Alisha: I do love Giraffes Can't Dance, actually. That's such a cute book. It's amazing. You published We Should All Be Feminists in 2014. I have bought copies for almost everybody I know, probably, at different stages of the last almost ten years. This was adapted from a TEDx Talk you did in 2012. It's been more than a decade. You've had a child in that period. What do you feel like has changed since then for you and for the broader space that you're operating in?

Chimamanda: Very little.

Alisha: Nothing. [laughs]

Chimamanda: I find it increasingly interesting to talk about feminism because I think on the one hand, there's a lot of talk. I think that word, feminism, has become a lot more familiar to people. It's thrown around very often. It just seems to me that the fundamental issues haven't really changed. There's just so much that I'm still very dissatisfied with, I'm still angry about. I think that there's nowhere in the world today that we have real gender equality. Nowhere. Nowhere. God bless Norway. God bless Sweden and Denmark and Iceland, but they do not have gender equality. I've just been reading a book by this -- she is the wife of the president of Iceland, I think, or the prime minister. It's so interesting. She's Canadian. Iceland is often talked about as this wonderful place where there's gender equality. In this book, she talks to just ordinary Icelandic women. I was struck by how the issues are the same, this idea that women constantly have to compromise more. Professional women have to deal with a kind of casual disrespect, always having to prove that you know what you're doing. The only reason you have to do that is because you're a woman. Obviously, the difficulty of wanting to "have it all," which is just such a strange thing for me -- it's a conversation about domestic life and domestic work. Women are still doing the bulk of it. For many of them, it's unpaid. All of those things still interest me. Of course, being Nigerian, being African, I really care a lot about things that still haven't changed very much, things like child marriage, female circumcision. It's decreasing in many parts of Africa but still isn't gone. Beyoncé did the thing on feminism. I think that's good.

Alisha: She sampled your T-shirts on the runway.

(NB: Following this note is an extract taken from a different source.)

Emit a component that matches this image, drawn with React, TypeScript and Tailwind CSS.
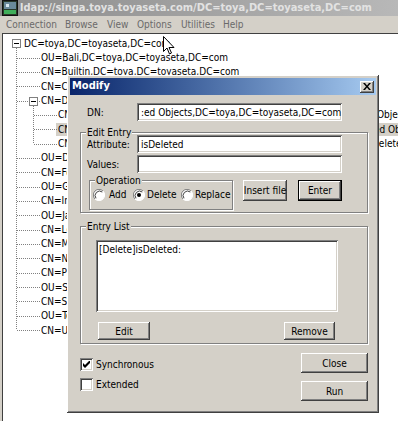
import React from 'react';

const raised =
  'bg-[#d4d0c8] shadow-[inset_-1px_-1px_#404040,inset_1px_1px_#ffffff,inset_-2px_-2px_#808080,inset_2px_2px_#d4d0c8]';
const sunken =
  'bg-white shadow-[inset_1px_1px_#808080,inset_-1px_-1px_#ffffff,inset_2px_2px_#404040,inset_-2px_-2px_#d4d0c8]';
const etched = 'border border-[#808080] shadow-[1px_1px_0_#ffffff,inset_1px_1px_0_#ffffff]';

type Row = { d: number; t: string; exp?: boolean; sel?: boolean };

const tail = ',DC=toya,DC=toyaseta,DC=com';
const rows: Row[] = [
  { d: 0, t: 'DC=toya,DC=toyaseta,DC=com', exp: true },
  { d: 1, t: 'OU=Bali' + tail },
  { d: 1, t: 'CN=Builtin' + tail },
  { d: 1, t: 'CN=Computers' + tail },
  { d: 1, t: 'CN=Deleted Objects' + tail, exp: true },
  { d: 2, t: 'CN=Lab-PC03 DEL:7c1e9a42-5b3d-4e1f-8a2c-9d0b6f31e,CN=Deleted Objects' + tail },
  { d: 2, t: 'CN=Kasir-02 DEL:3fa84d19-c6e2-4b7a-9e51-d2008c7ae3f1,CN=Deleted Objects' + tail, sel: true },
  { d: 2, t: 'CN=Guest Users DEL:9d02b7e5-1a4f-4d8e-b3d6-05a27e901408,CN=Deleted Objects' + tail },
  { d: 1, t: 'OU=Domain Controllers' + tail },
  { d: 1, t: 'CN=ForeignSecurityPrincipals' + tail },
  { d: 1, t: 'OU=Groups' + tail },
  { d: 1, t: 'CN=Infrastructure' + tail },
  { d: 1, t: 'OU=Jakarta' + tail },
  { d: 1, t: 'CN=LostAndFound' + tail },
  { d: 1, t: 'CN=Microsoft' + tail },
  { d: 1, t: 'CN=NTDS Quotas' + tail },
  { d: 1, t: 'CN=Program Data' + tail },
  { d: 1, t: 'OU=Surabaya' + tail },
  { d: 1, t: 'CN=System' + tail },
  { d: 1, t: 'OU=Toko' + tail },
  { d: 1, t: 'CN=Users' + tail },
];

const ROW = 14.35;
const cy = (i: number) => 2 + i * ROW + ROW / 2;

function TreeLines() {
  const last1 = rows.length - 1;
  return (
    <svg className="absolute inset-0 pointer-events-none" width="398" height="390">
      <g stroke="#808080" strokeDasharray="1 1" shapeRendering="crispEdges">
        <line x1="13.5" y1={cy(0) + 5} x2="13.5" y2={cy(last1)} />
        {rows.map((r, i) =>
          r.d === 1 ? <line key={i} x1="14" y1={Math.round(cy(i)) + 0.5} x2="37" y2={Math.round(cy(i)) + 0.5} /> : null
        )}
        <line x1="30.5" y1={cy(4) + 5} x2="30.5" y2={cy(7)} />
        {rows.map((r, i) =>
          r.d === 2 ? <line key={'g' + i} x1="31" y1={Math.round(cy(i)) + 0.5} x2="54" y2={Math.round(cy(i)) + 0.5} /> : null
        )}
      </g>
      {[{ x: 9, i: 0 }, { x: 26, i: 4 }].map((b) => {
        const y = Math.round(cy(b.i)) - 4;
        return (
          <g key={b.i} shapeRendering="crispEdges">
            <rect x={b.x + 0.5} y={y + 0.5} width="8" height="8" fill="#fff" stroke="#808080" />
            <line x1={b.x + 2} y1={y + 4.5} x2={b.x + 7} y2={y + 4.5} stroke="#000" />
          </g>
        );
      })}
    </svg>
  );
}

function Radio({ checked }: { checked?: boolean }) {
  return (
    <svg width="12" height="12" viewBox="0 0 12 12" className="shrink-0">
      <circle cx="6" cy="6" r="5.5" fill="#fff" />
      <path d="M10 2A5.5 5.5 0 0 0 2 10" fill="none" stroke="#808080" strokeWidth="1" />
      <path d="M9.3 3A4.5 4.5 0 0 0 3 9.3" fill="none" stroke="#404040" strokeWidth="1" />
      <path d="M2 10A5.5 5.5 0 0 0 10 2" fill="none" stroke="#ffffff" strokeWidth="1" />
      {checked && <circle cx="6" cy="6" r="2" fill="#000" />}
    </svg>
  );
}

function Check({ checked }: { checked?: boolean }) {
  return (
    <div className={`${sunken} w-[13px] h-[13px] shrink-0 flex items-center justify-center`}>
      {checked && (
        <svg width="7" height="7" viewBox="0 0 7 7">
          <path d="M0 2v3l2 2 5-5V-1L2 4z" fill="#000" />
        </svg>
      )}
    </div>
  );
}

function Btn({ children, className = '', def }: { children: React.ReactNode; className?: string; def?: boolean }) {
  return (
    <div
      className={`${def ? 'border border-black' : ''} ${raised} flex items-center justify-center shrink-0 whitespace-nowrap overflow-hidden ${className}`}
    >
      {children}
    </div>
  );
}

export default function App() {
  return (
    <div className="w-[398px] h-[421px] relative overflow-hidden bg-[#d4d0c8] text-[10px] text-black font-['DejaVu_Sans_Condensed','Liberation_Sans',sans-serif] [font-stretch:condensed] flex flex-col">
      {/* Main window title bar (inactive) */}
      <div className="h-[16px] bg-linear-to-r from-[#8c8c8c] to-[#b8b8b8] flex items-center">
        <svg width="16" height="16" viewBox="0 0 16 16" className="ml-[2px]">
          <rect x="0.5" y="0.5" width="15" height="15" fill="#2a3a2a" stroke="#111" />
          <rect x="2" y="2" width="12" height="7" fill="#6a8a9a" />
          <rect x="2" y="10" width="12" height="4" fill="#3fae5a" />
          <rect x="4" y="4" width="3" height="3" fill="#d8e8f0" />
        </svg>
        <span className="ml-[2px] text-[11px] font-bold text-[#e2e2e2] whitespace-nowrap">
          ldap://singa.toya.toyaseta.com/DC=toya,DC=toyaseta,DC=com
        </span>
      </div>

      {/* Menu bar */}
      <div className="h-[17px] flex items-center text-[#6a6a6a] whitespace-nowrap">
        <span className="ml-[6px] w-[59px]">Connection</span>
        <span className="w-[42px]">Browse</span>
        <span className="w-[30px]">View</span>
        <span className="w-[44px]">Options</span>
        <span className="w-[42px]">Utilities</span>
        <span>Help</span>
      </div>

      {/* Tree view */}
      <div className="flex-1 ml-[2px] border-l border-t border-[#404040] bg-white relative pt-[2px]">
        <TreeLines />
        {rows.map((r, i) => (
          <div key={i} className="h-[14.35px] flex items-center whitespace-nowrap" style={{ paddingLeft: 21 + 17 * r.d - 2 }}>
            <span className={`px-[2px] leading-[13px] ${r.sel ? 'bg-[#d4d0c8]' : ''}`}>{r.t}</span>
          </div>
        ))}
      </div>

      {/* Mouse pointer */}
      <svg className="absolute left-[163px] top-[36px]" width="12" height="20" viewBox="0 0 12 20">
        <path d="M0.5 0.5v15l3.5-3.5 2.5 6 2-1-2.5-5.5h5z" fill="#fff" stroke="#000" strokeWidth="1" />
      </svg>

      {/* Modify dialog */}
      <div className={`absolute left-[67px] top-[75px] w-[312px] h-[338px] p-[3px] ${raised}`}>
        <div className="h-[17px] bg-linear-to-r from-[#0a246a] to-[#a6caf0] flex items-center justify-between">
          <span className="ml-[2px] text-[11px] font-bold text-white">Modify</span>
          <div className={`${raised} w-[14px] h-[12px] mr-[2px] flex items-center justify-center`}>
            <svg width="8" height="7" viewBox="0 0 8 7">
              <path d="M0 0h2l2 2.5L6 0h2L5 3.5 8 7H6L4 4.5 2 7H0l3-3.5z" fill="#000" />
            </svg>
          </div>
        </div>

        {/* DN */}
        <div className="mt-[8px] h-[18px] flex items-center">
          <span className="ml-[17px] w-[50px]">DN:</span>
          <div className={`${sunken} w-[205px] h-[18px] flex items-center overflow-hidden pl-[4px] whitespace-nowrap`}>
            :ed Objects,DC=toya,DC=toyaseta,DC=com
          </div>
        </div>

        {/* Edit Entry */}
        <div className={`${etched} mt-[11px] ml-[10px] w-[288px] h-[81px]`}>
          <div className="-mt-[7px] ml-[5px] px-[1px] w-fit leading-[13px] bg-[#d4d0c8]">Edit Entry</div>
          <div className="-mt-[4px] h-[18px] flex items-center">
            <span className="ml-[6px] w-[50px]">Attribute:</span>
            <div className={`${sunken} w-[205px] h-[18px] flex items-center pl-[4px]`}>isDeleted</div>
          </div>
          <div className="mt-[2px] h-[18px] flex items-center">
            <span className="ml-[6px] w-[50px]">Values:</span>
            <div className={`${sunken} w-[205px] h-[18px]`} />
          </div>
          <div className="mt-[7px] flex items-start">
            <div className={`${etched} ml-[8px] w-[144px] h-[30px]`}>
              <div className="-mt-[7px] ml-[5px] px-[1px] w-fit leading-[13px] bg-[#d4d0c8]">Operation</div>
              <div className="mt-[1px] h-[13px] flex items-center whitespace-nowrap">
                <div className="ml-[3px] w-[40px] flex items-center gap-[4px]">
                  <Radio />
                  <span>Add</span>
                </div>
                <div className="w-[48px] flex items-center gap-[2px]">
                  <Radio checked />
                  <span>Delete</span>
                </div>
                <div className="flex items-center gap-[2px]">
                  <Radio />
                  <span>Replace</span>
                </div>
              </div>
            </div>
            <Btn className="ml-[10px] w-[44px] h-[21px]">Insert file</Btn>
            <Btn def className="ml-[11px] w-[44px] h-[21px]">Enter</Btn>
          </div>
        </div>

        {/* Entry List */}
        <div className={`${etched} mt-[13px] ml-[10px] w-[288px] h-[118px]`}>
          <div className="-mt-[7px] ml-[5px] px-[1px] w-fit leading-[13px] bg-[#d4d0c8]">Entry List</div>
          <div className={`${sunken} mt-[7px] ml-[15px] w-[242px] h-[72px] pt-[3px] pl-[3px] leading-[13px]`}>
            [Delete]isDeleted:
          </div>
          <div className="mt-[10px] flex">
            <Btn className="ml-[17px] w-[52px] h-[18px]">Edit</Btn>
            <Btn className="ml-[134px] w-[51px] h-[18px]">Remove</Btn>
          </div>
        </div>

        {/* Bottom */}
        <div className="mt-[9px] flex">
          <div className="ml-[10px] w-[221px] mt-[5px] flex flex-col gap-[7px]">
            <div className="h-[13px] flex items-center gap-[3px]">
              <Check checked />
              <span>Synchronous</span>
            </div>
            <div className="h-[13px] flex items-center gap-[3px]">
              <Check />
              <span>Extended</span>
            </div>
          </div>
          <div className="flex flex-col gap-[8px]">
            <Btn className="w-[67px] h-[20px]">Close</Btn>
            <Btn className="w-[67px] h-[20px]">Run</Btn>
          </div>
        </div>
      </div>
    </div>
  );
}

You've had a lot of popular culture feminism.

Chimamanda: I have. I have. I like it because I do think that talking about things makes a difference. I think that the more we talk about something, the more that we make it front and center. Then I think that the greater the likelihood of some kind of change, but I think there's still a lot of work to be done. Am I happy at the state of women in the world? No.

Alisha: Do you feel optimistic about the future your daughter is going into?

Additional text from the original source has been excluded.